A love song. The magic of Le Bon is in full force on this one. The acoustic gently rolls out blocked chords and that phased keys in the background. Cate Le Bon's sings a song for her sister, but is she perhaps a horse in this one, "I ride behind, keeping hounds in line" she sings, and I can't help imagining the hunt taking place: "Mark its time, it's a terrible time". It enters its final phase with another repeated line, "I love you" which is distant enough to not sound cliched and ragged enough not to sound trite.

Digging Song

Strange Welsh folk as gorgeous pop music, Digging Song has a delightful, hummable melody that could sit over a great 80s arrangement if it wanted to. Here is sits atop guitar and harmonica.
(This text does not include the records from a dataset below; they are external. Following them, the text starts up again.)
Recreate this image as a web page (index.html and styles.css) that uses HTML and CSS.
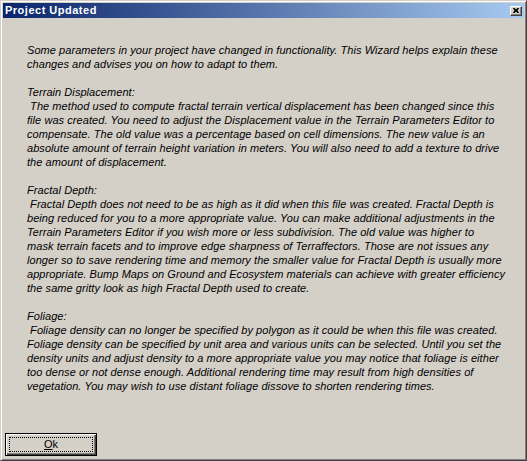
FILE: index.html
```html
<!DOCTYPE html>
<html>
<head>
<meta charset="utf-8">
<title>Project Updated</title>
<link rel="stylesheet" href="styles.css">
</head>
<body>
<div class="window">
  <div class="titlebar">
    <span class="title">Project Updated</span>
    <button class="close" aria-label="Close">
      <svg width="8" height="7" viewBox="0 0 8 7"><path d="M0 0h2l2 2 2-2h2v1L6 3.5 8 6v1H6L4 5 2 7H0V6l2-2.5L0 1z" fill="#000"/></svg>
    </button>
  </div>
  <div class="content">
    <div class="message">
      <p>Some parameters in your project have changed in functionality. This Wizard helps explain these<br>changes and advises you on how to adapt to them.</p>
      <p>Terrain Displacement:<br>&nbsp;The method used to compute fractal terrain vertical displacement has been changed since this<br>file was created. You need to adjust the Displacement value in the Terrain Parameters Editor to<br>compensate. The old value was a percentage based on cell dimensions. The new value is an<br>absolute amount of terrain height variation in meters. You will also need to add a texture to drive<br>the amount of displacement.</p>
      <p>Fractal Depth:<br>&nbsp;Fractal Depth does not need to be as high as it did when this file was created. Fractal Depth is<br>being reduced for you to a more appropriate value. You can make additional adjustments in the<br>Terrain Parameters Editor if you wish more or less subdivision. The old value was higher to<br>mask terrain facets and to improve edge sharpness of Terraffectors. Those are not issues any<br>longer so to save rendering time and memory the smaller value for Fractal Depth is usually more<br>appropriate. Bump Maps on Ground and Ecosystem materials can achieve with greater efficiency<br>the same gritty look as high Fractal Depth used to create.</p>
      <p>Foliage:<br>&nbsp;Foliage density can no longer be specified by polygon as it could be when this file was created.<br>Foliage density can be specified by unit area and various units can be selected. Until you set the<br>density units and adjust density to a more appropriate value you may notice that foliage is either<br>too dense or not dense enough. Additional rendering time may result from high densities of<br>vegetation. You may wish to use distant foliage dissove to shorten rendering times.</p>
    </div>
    <button class="ok"><span class="focus"><u>O</u>k</span></button>
  </div>
</div>
</body>
</html>
```
FILE: styles.css
```css
html, body {
  margin: 0;
  padding: 0;
  background: #d4d0c8;
}

.window {
  width: 527px;
  height: 461px;
  box-sizing: border-box;
  background: #d4d0c8;
  border: 1px solid;
  border-color: #d4d0c8 #404040 #404040 #d4d0c8;
  box-shadow: inset 1px 1px 0 #ffffff, inset -1px -1px 0 #808080;
  padding: 2px;
  display: flex;
  flex-direction: column;
}

.titlebar {
  height: 15px;
  flex: none;
  background: linear-gradient(to right, #0a246a, #a6caf0);
  display: flex;
  align-items: center;
  justify-content: space-between;
  padding: 0 2px 0 2px;
}

.title {
  color: #ffffff;
  font-family: "Liberation Sans", Arial, sans-serif;
  font-weight: bold;
  font-size: 11px;
  letter-spacing: 0.5px;
  line-height: 15px;
}

.close {
  width: 12px;
  height: 10px;
  padding: 0;
  margin: 0;
  box-sizing: border-box;
  background: #d4d0c8;
  border: 1px solid;
  border-color: #ffffff #404040 #404040 #ffffff;
  box-shadow: inset -1px -1px 0 #808080;
  display: flex;
  align-items: center;
  justify-content: center;
}

.close svg {
  display: block;
  width: 6px;
  height: 5px;
}

.content {
  flex: 1;
  display: flex;
  flex-direction: column;
  justify-content: space-between;
  align-items: flex-start;
  padding: 25px 0 2px 2px;
}

.message {
  padding-left: 22px;
  font-family: "Liberation Sans", Arial, sans-serif;
  font-style: italic;
  font-size: 11px;
  letter-spacing: 0.06px;
  line-height: 14px;
  color: #000000;
  white-space: nowrap;
}

.message p {
  margin: 0 0 14px 0;
}

.ok {
  width: 92px;
  height: 23px;
  box-sizing: border-box;
  padding: 0;
  margin: 0;
  background: #d4d0c8;
  border: 1px solid #000000;
  box-shadow: inset 1px 1px 0 #ffffff, inset -1px -1px 0 #404040, inset -2px -2px 0 #808080;
  font-family: "Liberation Sans", Arial, sans-serif;
  font-size: 11px;
  color: #000000;
  display: flex;
  align-items: stretch;
  justify-content: stretch;
}

.focus {
  flex: 1;
  margin: 3px;
  border: 1px dotted #000000;
  display: flex;
  align-items: center;
  justify-content: center;
  line-height: 13px;
}
```
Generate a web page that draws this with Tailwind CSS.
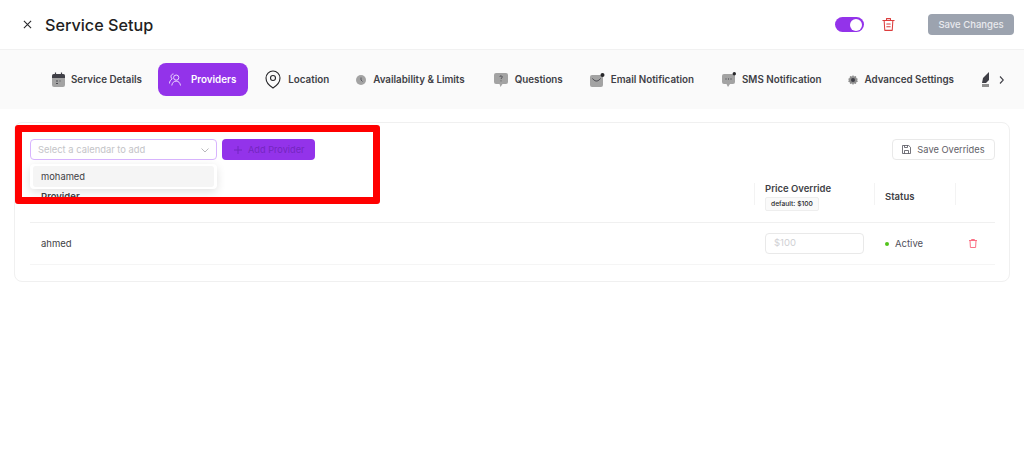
<!DOCTYPE html>
<html lang="en">
<head>
  <meta charset="UTF-8">
  <meta name="viewport" content="width=device-width, initial-scale=1.0">
  <title>Service Setup</title>
  <script src="https://cdn.jsdelivr.net/npm/@tailwindcss/browser@4"></script>
</head>
<body class="bg-white min-h-screen overflow-hidden font-['Inter',sans-serif] text-[#27272a]">

  <!-- Header -->
  <header class="h-[50px] flex items-center pl-[23px] pr-[10px] border-b border-[#f1f1f1]">
    <svg class="w-[9px] h-[9px] text-[#27272a]" viewBox="0 0 10 10" fill="none" stroke="currentColor" stroke-width="1.2"><path d="M1 1l8 8M9 1l-8 8"/></svg>
    <h1 class="ml-[13px] pt-px text-[16.2px] font-medium text-[#1f1f23]">Service Setup</h1>
    <div class="ml-auto flex items-center">
      <div class="w-[29px] h-[15px] rounded-full bg-[#9333ea] flex items-center justify-end pr-[2px]">
        <div class="w-[12px] h-[12px] rounded-full bg-white"></div>
      </div>
      <svg class="ml-[18px] w-[13px] h-[15px] text-[#dc3d3d]" viewBox="0 0 15 16" fill="none" stroke="currentColor" stroke-width="1.2" stroke-linecap="round" stroke-linejoin="round"><path d="M1 3.500h13M5.200 3.500V1.200h4.600v2.300M2.500 3.500l.7 11.300h8.600l.7-11.300M5.500 7.500h4M5.500 10.500h4"/></svg>
      <button class="ml-[33px] w-[86px] h-[21px] pt-px rounded-[4px] bg-[#9ca3af] text-[#e9eaee] text-[9.500px] font-medium">Save Changes</button>
    </div>
  </header>

  <!-- Tabs -->
  <nav class="h-[59px] bg-[#fafafa] flex items-center pl-[52px] relative overflow-hidden text-[9.800px] font-semibold text-[#3f3f46] whitespace-nowrap">
    <div class="flex items-center gap-[28px]">
      <a class="flex items-center gap-[6px]">
        <svg class="w-[13px] h-[15px]" viewBox="0 0 13 15"><rect x="0" y="2" width="13" height="13" rx="2" fill="#a3a3a3"/><path d="M0 6V4a2 2 0 0 1 2-2h9a2 2 0 0 1 2 2v2z" fill="#3f3f46"/><path d="M3.500 .5v3M9.500 .5v3" stroke="#3f3f46" stroke-width="1.200"/><path d="M4 9h2M4 11.500h2M7.500 9h1" stroke="#4b4b50" stroke-width="1"/></svg>
        <span class="pt-px">Service Details</span>
      </a>
      <a class="flex items-center gap-[10px] -ml-[12px] -mr-[11px] pl-[11px] pr-[12px] h-[33px] rounded-[8px] bg-[#9333ea] text-white">
        <svg class="w-[12px] h-[13px]" viewBox="0 0 12 13" fill="none" stroke="#f3e8ff" stroke-width=".9"><circle cx="7.200" cy="4.600" r="2.600"/><path d="M2.800 12.500c.3-2.600 2-4.400 4.400-4.400s3.900 1.800 4.300 4.400"/><path d="M4.500 1C3 1 2 2.200 2 3.600c0 1 .5 1.800 1.200 2.300C1.500 6.800.6 8.500.4 10.500"/></svg>
        <span class="pt-px">Providers</span>
      </a>
      <a class="flex items-center gap-[7px]">
        <svg class="w-[16px] h-[19px]" viewBox="0 0 16 19" fill="none" stroke="#27272a" stroke-width="1.100"><path d="M8 18C4 15.500 1 12 1 8a7 7 0 0 1 14 0c0 4-3 7.500-7 10z"/><circle cx="8" cy="8" r="2.500"/></svg>
        <span class="pt-px">Location</span>
      </a>
      <a class="flex items-center gap-[7px] -ml-px">
        <svg class="w-[10px] h-[10px]" viewBox="0 0 10 10"><circle cx="5" cy="5" r="5" fill="#a3a3a3"/><path d="M5 2.500V5l1.500 1.500" stroke="#52525b" stroke-width=".9" fill="none"/></svg>
        <span class="pt-px">Availability &amp; Limits</span>
      </a>
      <a class="flex items-center gap-[7px] ml-px">
        <svg class="w-[14px] h-[14px]" viewBox="0 0 14 14"><path d="M2 0h10a2 2 0 0 1 2 2v7a2 2 0 0 1-2 2H8.500L6.500 14 5.500 11H2a2 2 0 0 1-2-2V2a2 2 0 0 1 2-2z" fill="#a3a3a3"/><path d="M5.800 4a1.200 1.200 0 1 1 1.800 1.100c-.4.300-.6.500-.6 1M7 7.500v.8" stroke="#3f3f46" stroke-width=".9" fill="none"/></svg>
        <span class="pt-px">Questions</span>
      </a>
      <a class="flex items-center gap-[6px] -ml-px">
        <svg class="w-[15px] h-[14px]" viewBox="0 0 15 14"><rect x="0" y="2" width="13" height="12" rx="2" fill="#a3a3a3"/><path d="M2.500 5.500c1.500 2 3 2.500 4 2.500s2.500-.5 4-2.500" stroke="#3f3f46" stroke-width="1" fill="none"/><circle cx="12.500" cy="2" r="2" fill="#27272a"/></svg>
        <span class="pt-px">Email Notification</span>
      </a>
      <a class="flex items-center gap-[6px]">
        <svg class="w-[14px] h-[15px]" viewBox="0 0 14 15"><path d="M2 2h9a2 2 0 0 1 2 2v6a2 2 0 0 1-2 2H8l-2 3-1.500-3H2a2 2 0 0 1-2-2V4a2 2 0 0 1 2-2z" fill="#a3a3a3"/><path d="M3.500 7h1M6 7h1M8.500 7h1" stroke="#3f3f46" stroke-width="1"/><circle cx="12.300" cy="1.700" r="1.700" fill="#27272a"/></svg>
        <span class="pt-px">SMS Notification</span>
      </a>
      <a class="flex items-center gap-[7px] -ml-[2px]">
        <svg class="w-[10px] h-[10px]" viewBox="0 0 10 10"><path d="M5 0l1 1.500L8 1l.3 2L10 4 9 5l1 1.500-1.700.7L8 9l-2-.4L5 10 4 8.600 2 9l-.3-1.800L0 6.500 1 5 0 4l1.700-1L2 1l2 .5z" fill="#8f8f8f"/><circle cx="5" cy="5" r="2" fill="#3f3f46"/></svg>
        <span class="pt-px">Advanced Settings</span>
      </a>
      <svg class="w-[7px] h-[15px] shrink-0" viewBox="0 0 7 15"><path d="M7 0L1 6l-1 5 4 0 3-3z" fill="#3f3f46"/><path d="M0 12h7v3H0z" fill="#8f8f8f"/></svg>
    </div>
    <div class="absolute right-0 top-0 h-full w-[30px] bg-[#fafafa] flex items-center pl-[5px]">
      <svg class="w-[5px] h-[8px]" viewBox="0 0 5 8" fill="none" stroke="#3f3f46" stroke-width="1.100"><path d="M1 .5L4.300 4 1 7.500"/></svg>
    </div>
  </nav>

  <!-- Main Content -->
  <main class="px-[14px] pt-[13px]">
    <div class="relative h-[160px] border border-[#f0f0f0] rounded-[8px] pt-[16px] pl-[15px] pr-[14px]">

      <div class="flex items-center h-[21px]">
        <div class="w-[187px] h-[21px] pt-px rounded-[4px] border-[1.500px] border-[#d8b4fe] flex items-center pl-[7px] pr-[7px] text-[9.400px] text-[#c4c4c8]">
          Select a calendar to add
          <svg class="ml-auto w-[8px] h-[5px]" viewBox="0 0 8 5" fill="none" stroke="#b8b8bc" stroke-width="1"><path d="M.5.5L4 4 7.500.5"/></svg>
        </div>
        <button class="ml-[5px] w-[93px] h-[21px] rounded-[4px] bg-[#9333ea] flex items-center pl-[12px] gap-[6px] text-[9.200px] text-[#7326c0]">
          <svg class="w-[8px] h-[8px]" viewBox="0 0 8 8" stroke="#7326c0" stroke-width="1"><path d="M4 0v8M0 4h8"/></svg>
          Add Provider
        </button>
        <button class="ml-auto w-[103px] h-[21px] rounded-[4px] border border-[#e9e9e9] flex items-center justify-center gap-[6px] text-[9.300px] text-[#5f5f68]">
          <svg class="w-[9px] h-[9px]" viewBox="0 0 9 9" fill="none" stroke="#52525b" stroke-width=".8"><path d="M.5.500h6.200L8.500 2.300V8.500H.5zM2.500.5v2h3v-2M2.500 8.500V5.500h4v3"/></svg>
          Save Overrides
        </button>
      </div>

      <table class="w-full mt-[22px] border-collapse text-[9.500px]">
        <thead>
          <tr class="h-[40px] border-b border-[#f0f0f0] font-semibold text-[#3f3f46]">
            <th class="pl-[11px] pb-[10px] text-left font-semibold">Provider</th>
            <th class="w-[120px] pl-[11px] pb-[10px] text-left font-semibold">
              <div class="leading-[13px]">Price Override</div>
              <span class="inline-block mt-[2px] h-[14px] px-[5px] leading-[12px] rounded-[2px] border border-[#eeeeee] bg-[#fafafa] text-[6.700px] font-medium text-[#27272a]">default: $100</span>
            </th>
            <th class="w-[81px] pl-[11px] pb-[10px] text-left font-semibold">Status</th>
            <th class="w-[40px]"></th>
          </tr>
        </thead>
        <tbody>
          <tr class="h-[42px] border-b border-[#f5f5f5]">
            <td class="pl-[11px] pt-[2px] text-[#3f3f46]">ahmed</td>
            <td class="pl-[11px]">
              <div class="w-[99px] h-[21px] pt-px rounded-[4px] border border-[#e9e9e9] flex items-center pl-[8px] text-[#d0d0d4]">$100</div>
            </td>
            <td class="pl-[11px] pt-[2px]">
              <span class="flex items-center gap-[6px] text-[#52525b]"><span class="w-[4px] h-[4px] rounded-full bg-[#52c41a]"></span>Active</span>
            </td>
            <td class="pl-[14px]">
              <svg class="w-[8px] h-[9px]" viewBox="0 0 8 9" fill="none" stroke="#fb7185" stroke-width="1"><path d="M0 1.500h8M2.500 1.500V.5h3v1M1 1.500l.4 7h5.200l.4-7"/></svg>
            </td>
          </tr>
        </tbody>
      </table>

      <!-- header column separators -->
      <div class="absolute top-[60px] left-[739px] w-px h-[22px] bg-[#f3f3f3]"></div>
      <div class="absolute top-[60px] left-[859px] w-px h-[22px] bg-[#f3f3f3]"></div>
      <div class="absolute top-[60px] left-[940px] w-px h-[22px] bg-[#f3f3f3]"></div>

      <!-- Dropdown -->
      <div class="absolute left-[15px] top-[41px] w-[187px] h-[25px] rounded-[4px] bg-white shadow-[0_3px_10px_rgba(0,0,0,0.12)] p-[2px_3px] text-[9.400px] text-[#3f3f46]">
        <div class="h-[21px] pt-px rounded-[3px] bg-[#f5f5f5] flex items-center pl-[8px]">mohamed</div>
      </div>
    </div>
  </main>

  <!-- Red annotation box -->
  <div class="absolute left-[15px] top-[125px] w-[365px] h-[79px] border-[7px] border-[#ff0000] rounded-[3px]"></div>

</body>
</html>
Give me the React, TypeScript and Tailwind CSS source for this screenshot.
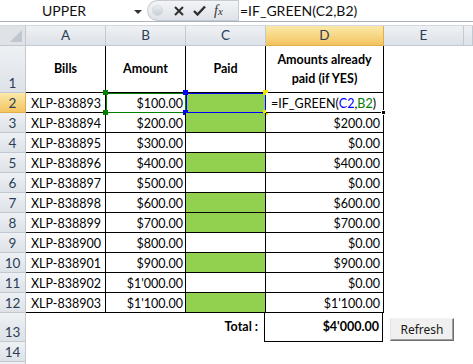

The harmonica copies the melody line after the verse which is another songs that bring to mind the land, the earth with its reference to digging, but of course, in a hip world "dig" means something else too. "And I dig all night with tired eyes". The joy of Le Bon's music is that it invokes the country with ease, but also makes you questions your interpretation - perhaps she's not singing about what I think she's singing about. Where is she taking me with this? Ultimately the melody is strong enough to enjoy on its own and take you away from questions of interpretation which don't necessarily enhance the song anyway. I'd play this track and just smile.

Burn Until the End

Opening chords like an Elliot Smith song, but that all changes when Le Bon brings in her Nico-like descriptive vocals. She pleads in her higher register before a manic episode with a wailing guitar that blows like a flag in the wind over a cantering rhythm. The dust settles and she continues, "I want to burn until the end"...

Out to Sea

An opening line like "When the tide comes in" sounds almost like a folk cliche, but it is carried off well because Le Bon's imperious vocals means she sounds like she is stood high above, looking at the sea. Even when she feels unsure...
And if I head for ground
Fearing I may drown
...there's never a time she doesn't seem in control.